Smoothie Foods

Last week, I was wandering around my local grocer, where I get most of my fruits and vegetables. I usually make a few rounds as there’s a lot of different foods to admire (most of which I have no idea how to prepare). I noticed they had cantaloupes for $1 each. While I enjoy the flavor of cantaloupe, I’ve always found it so difficult to select that I basically ignore it. After dicing, many cantaloupes are too soft — plus the center, with the seeds, is slimy, and it’s not always fully removed. Needless to say, I don’t eat much cantaloupe. But for $1 each? They’re healthy, and one melon can lighten and sweeten 4 smoothies. I’m not about to turn down that deal. Furthermore, after dicing it’s easy to freeze a large batch for use whenever you want.
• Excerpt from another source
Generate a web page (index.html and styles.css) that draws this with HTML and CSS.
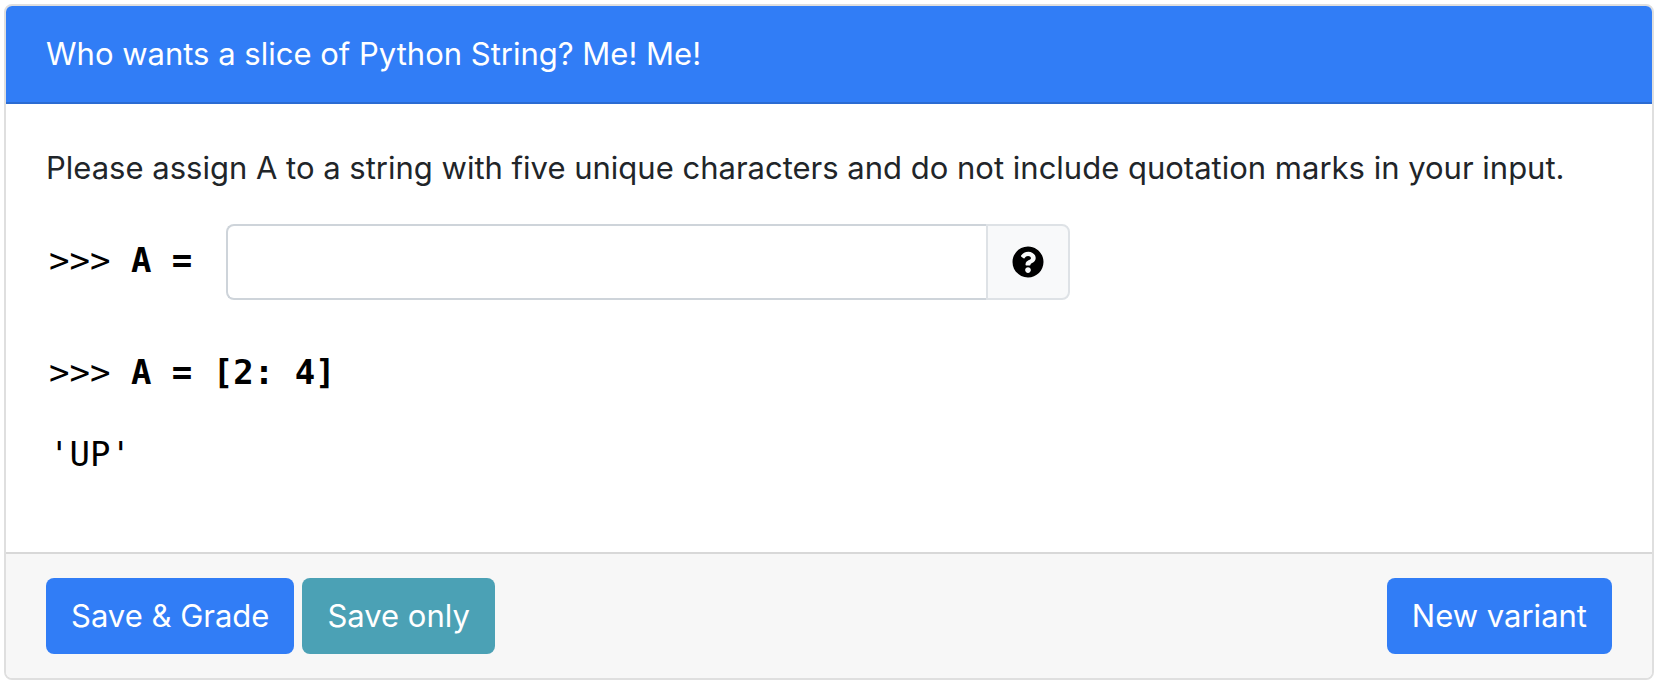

Generally speaking, I don’t enjoy eating  fruits with mushy or pulpy textures. However, those textures disappear in the blender, so it’s possible to eat a more diverse group of foods than you otherwise would. There are other foods besides melons that fall into this category. Old bananas, blueberries and other fruits can be finicky to get right, but in a blender, their worst properties are neutralized.

Blending foods that are physically tiring to eat is another option. It’s difficult to consume leafy greens, carrots, and cucumbers in volume, but these, too, benefit from blending. The texture isn’t fully eliminated, but it’s easy to eat a lot of carrots if you don’t have to chew.

The moral? Think about ways to eat cheap and healthy foods that put them in a more favorable context than usual.